Scroll to top

PhraseScope


Led by Alexander Powell

Current content discovery mechanisms are based on indexing services that users have a stake in but little influence over. PhraseScope will provide an intuitive discovery tool for identifying content items related to whatever research content the user happens to be currently viewing, whilst placing indexing in the hands of the user community. 

Aim

Current content discovery mechanisms are based on indexing services that users have a stake in but little influence over, and which fail to provide a seamless or transparent way of identifying content related to whatever the user happens to be currently viewing. The proposed solution is a mechanism for (1) analysing the text of the article currently being viewed in the browser, (2) extracting its key terms, and (3) interrogating a web-based phrase index service in order to suggest to the user a list of related content items. Identifying metadata (URL and/or DOI at minimum) and the extracted phrases for the current article will be added to the web index if they are not already stored. In this way, users will enlarge the index as they use the service. It will be necessary to seed the index with a substantial set of article data, to ensure that early users are able to derive value from the service and are motivated to engage with it.
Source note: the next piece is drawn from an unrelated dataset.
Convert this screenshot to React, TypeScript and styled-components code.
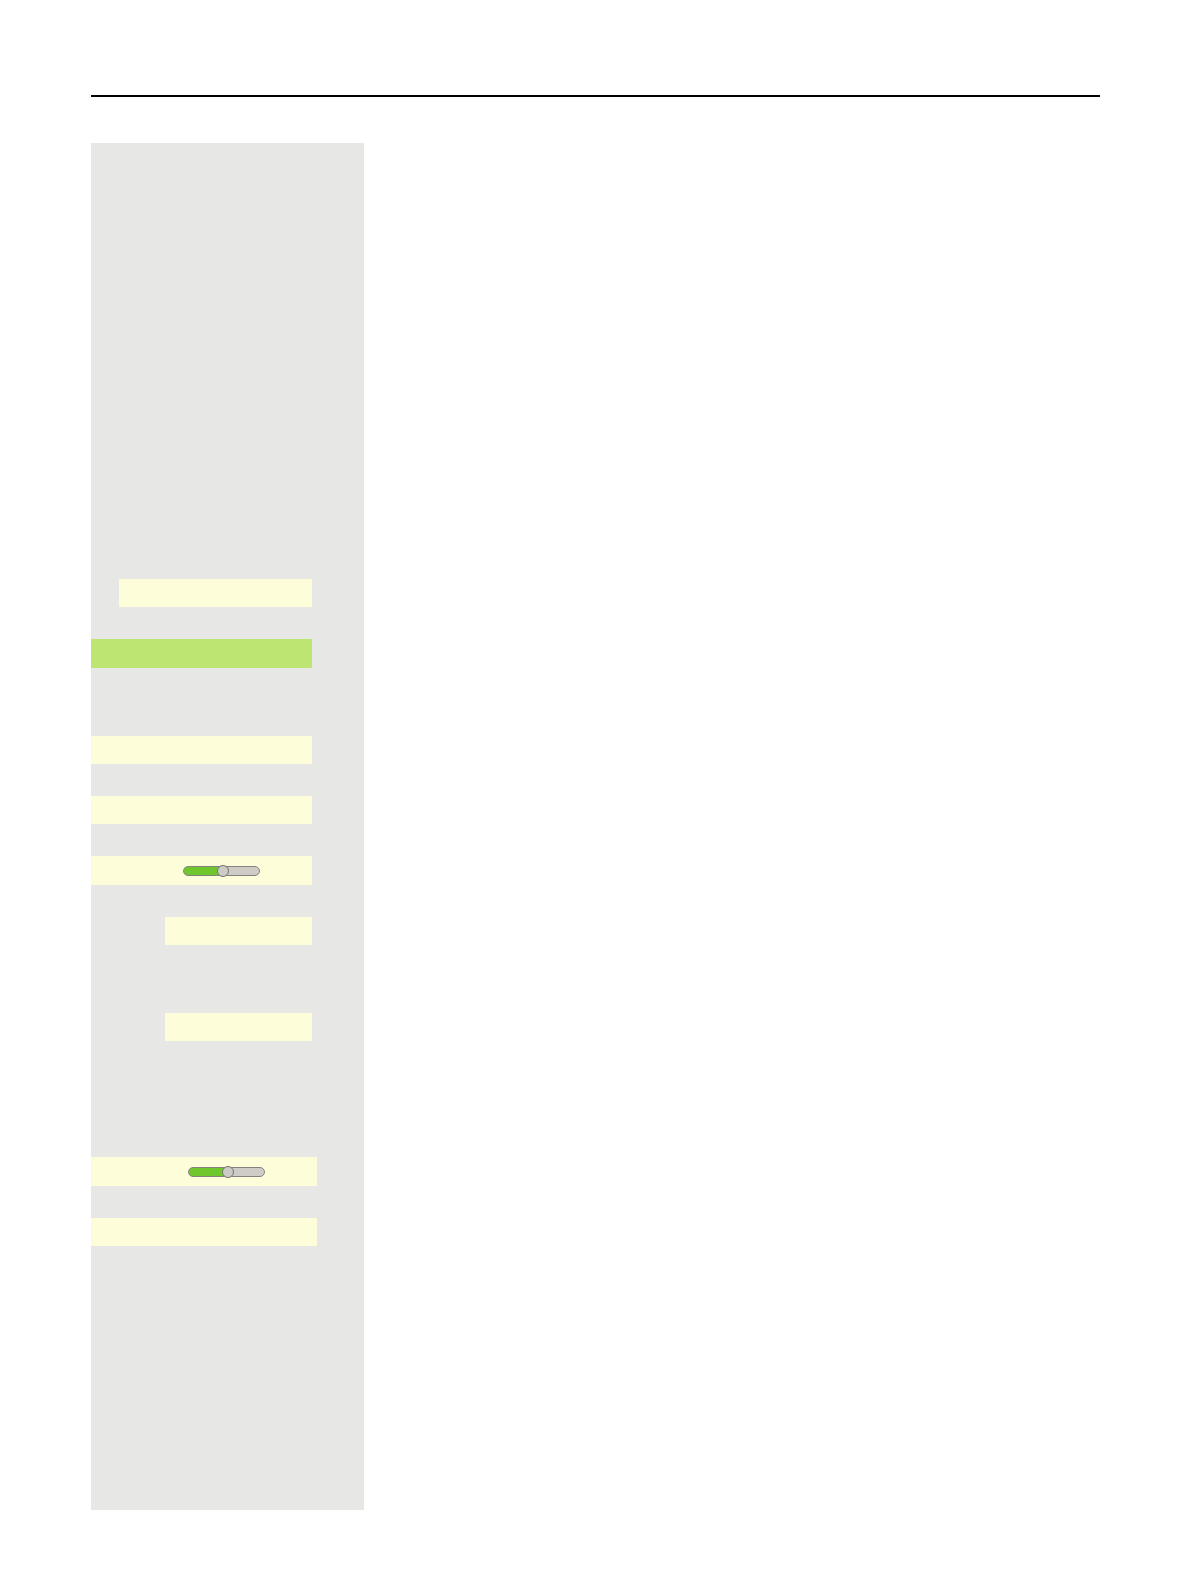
import React, { useState } from "react";
import styled, { createGlobalStyle } from "styled-components";

const GlobalStyle = createGlobalStyle`
  *, *::before, *::after { box-sizing: border-box; }
  body {
    margin: 0;
    background: #ffffff;
    font-family: "Liberation Sans", Arial, sans-serif;
  }
`;

const Page = styled.div`
  display: flex;
  flex-direction: column;
  gap: 46px;
  padding: 95px 90px 72px 91px;
`;

const Header = styled.header`
  height: 2px;
  background: #000000;
`;

const Columns = styled.div`
  display: flex;
`;

const Sidebar = styled.aside`
  display: flex;
  flex-direction: column;
  flex: 0 0 273px;
  gap: 68px;
  padding: 436px 0 264px;
  background: #e7e7e6;
`;

const Content = styled.main`
  flex: 1;
  min-width: 0;
`;

const Group = styled.ul<{ $inset: number; $spaced?: boolean }>`
  display: flex;
  flex-direction: column;
  gap: 32px;
  margin: ${(p) => (p.$spaced ? "48px" : "0")} 0 0;
  padding: 0 ${(p) => p.$inset}px 0 0;
  list-style: none;
`;

const Bar = styled.li<{ $indent?: number; $selected?: boolean; $tall?: boolean }>`
  display: flex;
  align-items: center;
  justify-content: flex-end;
  height: ${(p) => (p.$tall ? 29 : 28)}px;
  margin-left: ${(p) => p.$indent ?? 0}px;
  padding-right: 52px;
  background: ${(p) => (p.$selected ? "#bce572" : "#fdfdd9")};
`;

const Range = styled.input.attrs({ type: "range" })<{ $fill: number }>`
  appearance: none;
  width: 77px;
  height: 12px;
  margin: 0;
  background: transparent;

  &::-webkit-slider-runnable-track {
    height: 10px;
    border: 1px solid #85817b;
    border-radius: 5px;
    background: linear-gradient(
      to right,
      #70c62d ${(p) => p.$fill}%,
      #cfccc8 ${(p) => p.$fill}%
    );
  }

  &::-webkit-slider-thumb {
    appearance: none;
    width: 12px;
    height: 12px;
    margin-top: -2px;
    border: 1px solid #77746f;
    border-radius: 50%;
    background: #cdcbc8;
  }
`;

function Slider({ label }: { label: string }) {
  const [value, setValue] = useState(52);
  return (
    <Range
      aria-label={label}
      min={0}
      max={100}
      value={value}
      $fill={value}
      onChange={(event) => setValue(Number(event.target.value))}
    />
  );
}

export default function App() {
  return (
    <>
      <GlobalStyle />
      <Page>
        <Header />
        <Columns>
          <Sidebar>
            <Group $inset={52}>
              <Bar $indent={28} />
              <Bar $selected $tall />
            </Group>
            <Group $inset={52}>
              <Bar />
              <Bar />
              <Bar $tall>
                <Slider label="Level" />
              </Bar>
              <Bar $indent={74} />
            </Group>
            <Group $inset={52}>
              <Bar $indent={74} />
            </Group>
            <Group $inset={47} $spaced>
              <Bar $tall>
                <Slider label="Second level" />
              </Bar>
              <Bar />
            </Group>
          </Sidebar>
          <Content />
        </Columns>
      </Page>
    </>
  );
}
The phrase index could also support other novel content discovery tools and approaches.

Work at the Sprint

I envisage:

  1. Fleshing out the basic client/server architecture
  2. Developing JavaScript to implement page indexing/phrase identification (which will involve porting existing Python code)
  3. Setting up web server-based index structures (bespoke binary files vs. RDMS; experimentally informed decision needed)
  4. Developing a roadmap leading to cloud hosting of the indexing service 

I am looking for…

Contributors skilled in JavaScript development, cloud infrastructure use (knowledge of practicalities) and UX.